CANbridge acquired worldwide rights (exclusive of North America) to CAN-017 from the US company AVEO Oncology, where it was being developed as AV-203, and had completed a successful Phase I study in patients with solid tumor cancers. With the acquistion of CAN-017, CANbridge plans to expand outside of Asia for the first time, bringing the therapy to regions where ESCC patients have few options, after demonstrating proof-of-concept in China.

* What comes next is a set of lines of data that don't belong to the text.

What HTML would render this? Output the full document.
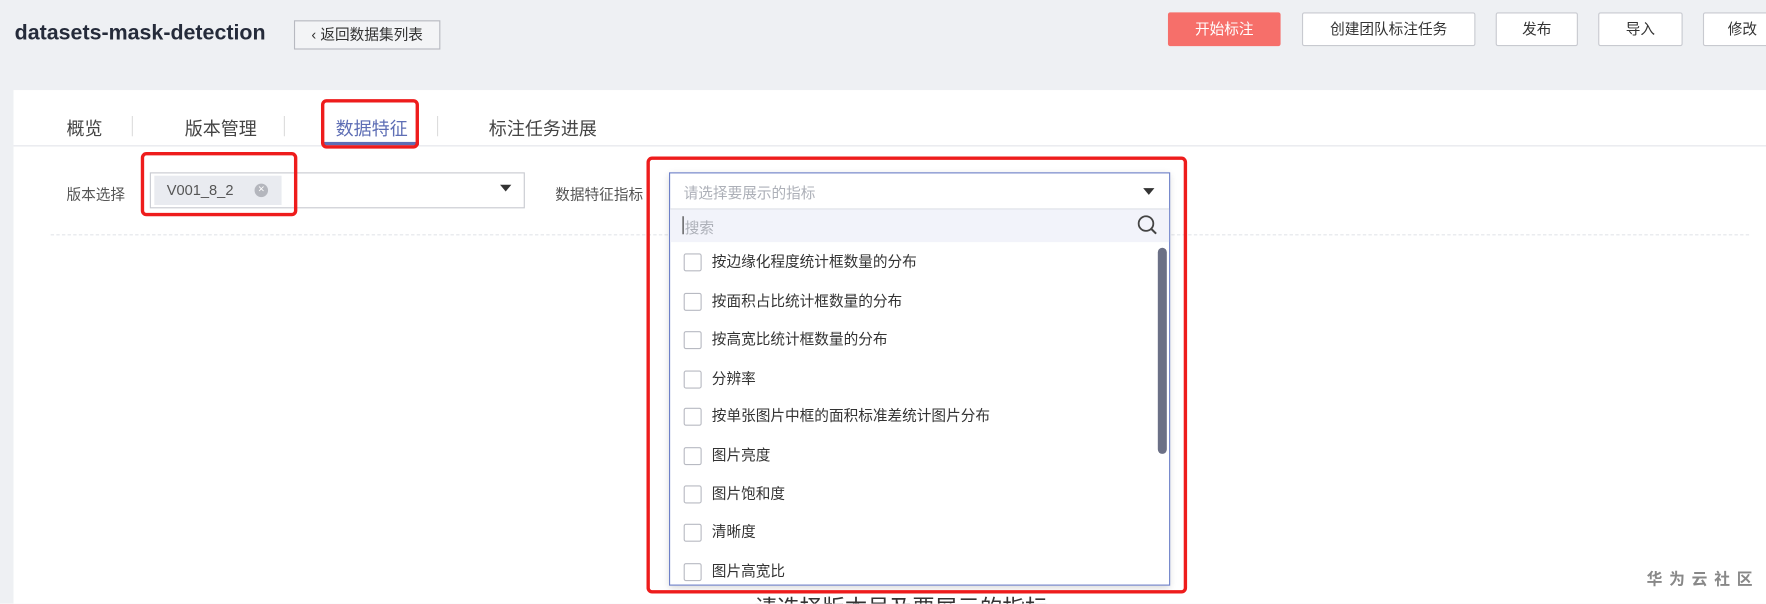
<!DOCTYPE html>
<html><head><meta charset="utf-8"><style>
html,body{margin:0;padding:0;width:1766px;height:603px;overflow:hidden;background:#fff}
#w{position:absolute;left:0;top:0;width:1568px;height:536px;overflow:hidden;background:#eef0f3;transform:scale(1.12628);transform-origin:0 0;font-family:"Liberation Sans","Noto Sans CJK SC",sans-serif;color:#333}
.a{position:absolute}
.btn{position:absolute;top:11px;height:30px;box-sizing:border-box;border:1px solid #c8cad0;background:#fff;border-radius:2px;font-size:13px;line-height:28px;text-align:center;color:#333}
.red{position:absolute;border:3px solid #ee1c1c;border-radius:5px;box-sizing:border-box}
.it{position:absolute;left:607px;font-size:13px;color:#333;height:18px;line-height:18px}
.it i{display:inline-block;width:16px;height:16px;border:1px solid #b8bac2;border-radius:2px;background:#fff;vertical-align:middle;margin-right:9px;box-sizing:border-box}
.it span{vertical-align:middle}
</style></head><body><div id="w">
<div class="a" style="left:13px;top:19px;font-size:19px;font-weight:bold;color:#252b3a">datasets-mask-detection</div>
<div class="a" style="left:261px;top:18px;width:130px;height:26px;box-sizing:border-box;border:1px solid #b7b9c0;background:#f3f4f6;font-size:13px;line-height:24px;text-align:center;color:#333">‹ 返回数据集列表</div>
<div class="btn" style="left:1037px;width:100px;background:#f66f6a;border-color:#f66f6a;color:#fff">开始标注</div>
<div class="btn" style="left:1156px;width:154px">创建团队标注任务</div>
<div class="btn" style="left:1328px;width:73px">发布</div>
<div class="btn" style="left:1419px;width:75px">导入</div>
<div class="btn" style="left:1512px;width:70px">修改</div>
<div class="a" style="left:12px;top:80px;width:1560px;height:500px;background:#fff"></div>
<div class="a" style="left:12px;top:129px;width:1556px;height:1px;background:#e3e5ea"></div>
<div class="a" style="left:59px;top:101px;font-size:16px;color:#444">概览</div>
<div class="a" style="left:117px;top:103px;width:1px;height:18px;background:#ddd"></div>
<div class="a" style="left:164px;top:101px;font-size:16px;color:#444">版本管理</div>
<div class="a" style="left:252px;top:103px;width:1px;height:18px;background:#ddd"></div>
<div class="a" style="left:298px;top:101px;font-size:16px;color:#5e6eb5">数据特征</div>
<div class="a" style="left:287px;top:126px;width:85px;height:3px;background:#5e6eb5"></div>
<div class="a" style="left:388px;top:103px;width:1px;height:18px;background:#ddd"></div>
<div class="a" style="left:434px;top:101px;font-size:16px;color:#444">标注任务进展</div>
<div class="a" style="left:59px;top:162px;font-size:13px;color:#555">版本选择</div>
<div class="a" style="left:133px;top:153px;width:333px;height:32px;box-sizing:border-box;border:1px solid #c8cad0;background:#fff"></div>
<div class="a" style="left:137px;top:156px;width:113px;height:26px;background:#e9ebf0;font-size:13px;line-height:26px;color:#555"><span style="margin-left:11px">V001_8_2</span><span style="position:absolute;left:89px;top:7px;width:12px;height:12px;border-radius:50%;background:#b4b6bd;color:#fff;font-size:10px;line-height:12px;text-align:center">×</span></div>
<div class="a" style="left:444px;top:164px;width:0;height:0;border-left:5px solid transparent;border-right:5px solid transparent;border-top:6px solid #333"></div>
<div class="a" style="left:493px;top:162px;font-size:13px;color:#555">数据特征指标</div>
<div class="a" style="left:45px;top:208px;width:1508px;border-top:1px dashed #e3e5ea"></div>
<div class="a" style="left:670px;top:524px;font-size:20px;color:#333">请选择版本号及要展示的指标</div>
<div class="a" style="left:594px;top:153px;width:445px;height:367px;box-sizing:border-box;border:1px solid #6d80c8;background:#fff;box-shadow:0 2px 6px rgba(0,0,0,.15)"></div>
<div class="a" style="left:607px;top:161px;font-size:13px;color:#adb0b8">请选择要展示的指标</div>
<div class="a" style="left:1015px;top:167px;width:0;height:0;border-left:5px solid transparent;border-right:5px solid transparent;border-top:6px solid #333"></div>
<div class="a" style="left:595px;top:185px;width:443px;height:1px;background:#dfe1e8"></div>
<div class="a" style="left:595px;top:186px;width:443px;height:29px;background:#f2f3fa"></div>
<div class="a" style="left:606px;top:192px;width:1px;height:16px;background:#333"></div>
<div class="a" style="left:608px;top:192px;font-size:13px;color:#adb0b8">搜索</div>
<svg class="a" style="left:1009px;top:190px" width="20" height="20" viewBox="0 0 20 20"><circle cx="8.5" cy="8.5" r="6.5" fill="none" stroke="#444" stroke-width="1.6"/><path d="M13.3 13.3L17.5 17.5" stroke="#444" stroke-width="1.8"/></svg>
<div class="a" style="left:1028px;top:220px;width:8px;height:183px;border-radius:4px;background:#6b7086"></div>
<div class="it" style="top:223px"><i></i><span>按边缘化程度统计框数量的分布</span></div>
<div class="it" style="top:258px"><i></i><span>按面积占比统计框数量的分布</span></div>
<div class="it" style="top:292px"><i></i><span>按高宽比统计框数量的分布</span></div>
<div class="it" style="top:327px"><i></i><span>分辨率</span></div>
<div class="it" style="top:360px"><i></i><span>按单张图片中框的面积标准差统计图片分布</span></div>
<div class="it" style="top:395px"><i></i><span>图片亮度</span></div>
<div class="it" style="top:429px"><i></i><span>图片饱和度</span></div>
<div class="it" style="top:463px"><i></i><span>清晰度</span></div>
<div class="it" style="top:498px"><i></i><span>图片高宽比</span></div>
<div class="red" style="left:285px;top:88px;width:87px;height:44px"></div>
<div class="red" style="left:125px;top:135px;width:139px;height:57px"></div>
<div class="red" style="left:574px;top:139px;width:480px;height:388px"></div>
<div class="a" style="left:1462px;top:504px;font-size:14px;color:#888;letter-spacing:6px;font-weight:bold">华为云社区</div>
</div></body></html>
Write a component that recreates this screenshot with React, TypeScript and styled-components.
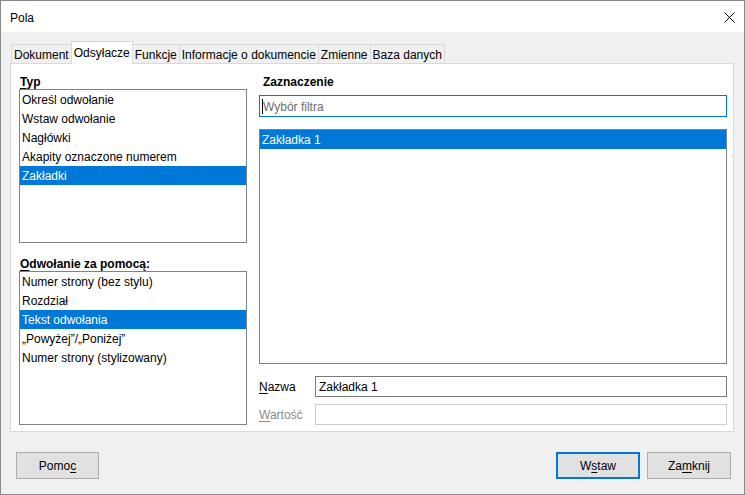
import styled, { createGlobalStyle } from "styled-components";

const Global = createGlobalStyle`
  html, body {
    margin: 0;
    padding: 0;
    background: #ffffff;
  }
  * {
    box-sizing: border-box;
  }
  body {
    font-family: "Liberation Sans", Arial, sans-serif;
    font-size: 12px;
    color: #000;
  }
`;

const Window = styled.div`
  width: 745px;
  height: 495px;
  border: 1px solid #8a8a8a;
  display: flex;
  flex-direction: column;
  background: #f0f0f0;
`;

const TitleBar = styled.div`
  height: 31px;
  flex: 0 0 31px;
  background: #fff;
  display: flex;
  align-items: center;
  justify-content: space-between;
  padding: 2px 9px 0 9px;
  font-size: 12px;
`;

const CloseIcon = styled.svg`
  width: 11px;
  height: 11px;
  margin-top: -1px;
`;

const Body = styled.div`
  flex: 1;
  display: flex;
  flex-direction: column;
  padding: 9px 10px 0 9px;
`;

const TabStrip = styled.div`
  display: flex;
  align-items: flex-end;
  height: 22px;
  padding-left: 1px;
  position: relative;
  z-index: 1;
`;

const Tab = styled.div<{ $active?: boolean }>`
  height: ${(p) => (p.$active ? "23px" : "19px")};
  margin-bottom: ${(p) => (p.$active ? "-1px" : "0")};
  padding: 0 2px 0 2px;
  margin-right: -1px;
  display: flex;
  align-items: center;
  padding-top: ${(p) => (p.$active ? "0" : "1px")};
  background: ${(p) => (p.$active ? "#fff" : "#f0f0f0")};
  border: 1px solid #d9d9d9;
  border-bottom: none;
  white-space: nowrap;
  position: relative;
  z-index: ${(p) => (p.$active ? 2 : 1)};
`;

const Panel = styled.div`
  height: 369px;
  background: #fff;
  border: 1px solid #d9d9d9;
  display: flex;
  gap: 12px;
  padding: 11px 6px 6px 8px;
`;

const Column = styled.div<{ $width: number }>`
  width: ${(p) => p.$width}px;
  display: flex;
  flex-direction: column;
`;

const GroupLabel = styled.div<{ $indent?: number; $top?: number }>`
  font-weight: bold;
  line-height: 14px;
  height: 14px;
  padding-left: ${(p) => p.$indent ?? 1}px;
  margin-top: ${(p) => p.$top ?? 0}px;
`;

const Mn = styled.span`
  text-decoration: underline;
  text-underline-offset: 2px;
`;

const ListBox = styled.div<{ $height?: number }>`
  border: 1px solid #828282;
  background: #fff;
  height: ${(p) => (p.$height ? `${p.$height}px` : "auto")};
  flex: ${(p) => (p.$height ? "0 0 auto" : "1")};
  overflow: hidden;
`;

const ListItem = styled.div<{ $selected?: boolean }>`
  height: 19px;
  line-height: 18px;
  padding: 1px 0 0 2px;
  white-space: nowrap;
  background: ${(p) => (p.$selected ? "#0078d7" : "transparent")};
  color: ${(p) => (p.$selected ? "#fff" : "#000")};
`;

const FilterBox = styled.div`
  height: 22px;
  margin-top: 6px;
  margin-bottom: 12px;
  border: 1px solid #0078d7;
  display: flex;
  align-items: center;
  padding: 1px 0 0 2px;
  color: #6d6d6d;
`;

const Caret = styled.span`
  width: 1px;
  height: 15px;
  background: #000;
`;

const FieldRow = styled.div<{ $top: number }>`
  display: flex;
  align-items: center;
  height: 21px;
  margin-top: ${(p) => p.$top}px;
`;

const FieldLabel = styled.div<{ $disabled?: boolean }>`
  width: 56px;
  padding-top: 1px;
  color: ${(p) => (p.$disabled ? "#8a8a8a" : "#000")};
`;

const TextField = styled.div<{ $disabled?: boolean }>`
  flex: 1;
  height: 21px;
  border: 1px solid ${(p) => (p.$disabled ? "#cccccc" : "#7a7a7a")};
  display: flex;
  align-items: center;
  padding: 1px 0 0 3px;
  background: #fff;
`;

const ButtonRow = styled.div`
  display: flex;
  align-items: center;
  margin-top: 20px;
  padding: 0 3px 0 6px;
  gap: 7px;
`;

const Spacer = styled.div`
  flex: 1;
`;

const Button = styled.div<{ $default?: boolean; $width: number }>`
  width: ${(p) => p.$width}px;
  height: 27px;
  background: #e1e1e1;
  border: ${(p) => (p.$default ? "2px solid #0078d7" : "1px solid #adadad")};
  display: flex;
  align-items: center;
  justify-content: center;
  padding-top: 1px;
`;

const typItems = [
  "Określ odwołanie",
  "Wstaw odwołanie",
  "Nagłówki",
  "Akapity oznaczone numerem",
  "Zakładki",
];

const refItems = [
  "Numer strony (bez stylu)",
  "Rozdział",
  "Tekst odwołania",
  "„Powyżej”/„Poniżej”",
  "Numer strony (stylizowany)",
];

const tabs = [
  "Dokument",
  "Odsyłacze",
  "Funkcje",
  "Informacje o dokumencie",
  "Zmienne",
  "Baza danych",
];

export default function App() {
  return (
    <>
      <Global />
      <Window>
        <TitleBar>
          <span>Pola</span>
          <CloseIcon viewBox="0 0 11 11">
            <path d="M0.5 0.5 L10.5 10.5 M10.5 0.5 L0.5 10.5" stroke="#000" strokeWidth="1" />
          </CloseIcon>
        </TitleBar>
        <Body>
          <TabStrip>
            {tabs.map((t) => (
              <Tab key={t} $active={t === "Odsyłacze"}>
                {t}
              </Tab>
            ))}
          </TabStrip>
          <Panel>
            <Column $width={228}>
              <GroupLabel>
                <Mn>T</Mn>yp
              </GroupLabel>
              <ListBox $height={154}>
                {typItems.map((t) => (
                  <ListItem key={t} $selected={t === "Zakładki"}>
                    {t}
                  </ListItem>
                ))}
              </ListBox>
              <GroupLabel $top={14}>
                <Mn>O</Mn>dwołanie za pomocą:
              </GroupLabel>
              <ListBox $height={154}>
                {refItems.map((t) => (
                  <ListItem key={t} $selected={t === "Tekst odwołania"}>
                    {t}
                  </ListItem>
                ))}
              </ListBox>
            </Column>
            <Column $width={468}>
              <GroupLabel $indent={4}>Zaznaczenie</GroupLabel>
              <FilterBox>
                <Caret />
                Wybór filtra
              </FilterBox>
              <ListBox>
                <ListItem $selected>Zakładka 1</ListItem>
              </ListBox>
              <FieldRow $top={12}>
                <FieldLabel>
                  <Mn>N</Mn>azwa
                </FieldLabel>
                <TextField>Zakładka 1</TextField>
              </FieldRow>
              <FieldRow $top={7}>
                <FieldLabel $disabled>
                  <Mn>W</Mn>artość
                </FieldLabel>
                <TextField $disabled />
              </FieldRow>
            </Column>
          </Panel>
          <ButtonRow>
            <Button $width={83}>
              Pomo<Mn>c</Mn>
            </Button>
            <Spacer />
            <Button $default $width={84}>
              W<Mn>s</Mn>taw
            </Button>
            <Button $width={84}>
              Za<Mn>m</Mn>knij
            </Button>
          </ButtonRow>
        </Body>
      </Window>
    </>
  );
}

"Boehringer Ingelheim is a truly global manufacturer of biologics, capable of executing the intricacies of CAN-017 manufacture and meeting the requirements of the regulatory authorities," said James Xue, CANbridge Chairman and CEO. "It is a powerful ally for CANbridge as we look to advance the promising Western drug candidates we develop in Asia to other parts of the world, where patients are underserved. With the help of the manufacturing agreement with Boehringer Ingelheim, we look forward to bringing the new drug to China as early as possible."

"We are excited to enter into this important agreement with CANbridge Life Sciences. Boehringer Ingelheim is a leading player in developing and manufacturing biopharmaceuticals," said David Preston, Chairman and CEO of Boehringer Ingelheim mainland China, Hong Kong and Tai Wan, commented. "With our world-class bioprocess capabilities, we will help CANbridge and more biopharma enterprises step up efforts to bring innovative bio-medicines to the market and benefit patients quickly.

China initiated a pilot Marketing Authorization Holder (MAH) program in 10 provinces and municipalities recently, providing breakthrough policies breakthrough and a legal basis for biopharma CMO. Boehringer Ingelheim China was selected as one of the first biopharma CMO pilot projects in China as part of the MAH trial. Boehringer Ingelheim Biopharmaceuticals China will leverage its advanced manufacturing platform and management expertise to help Chinese enterprises bring their products into the global markets.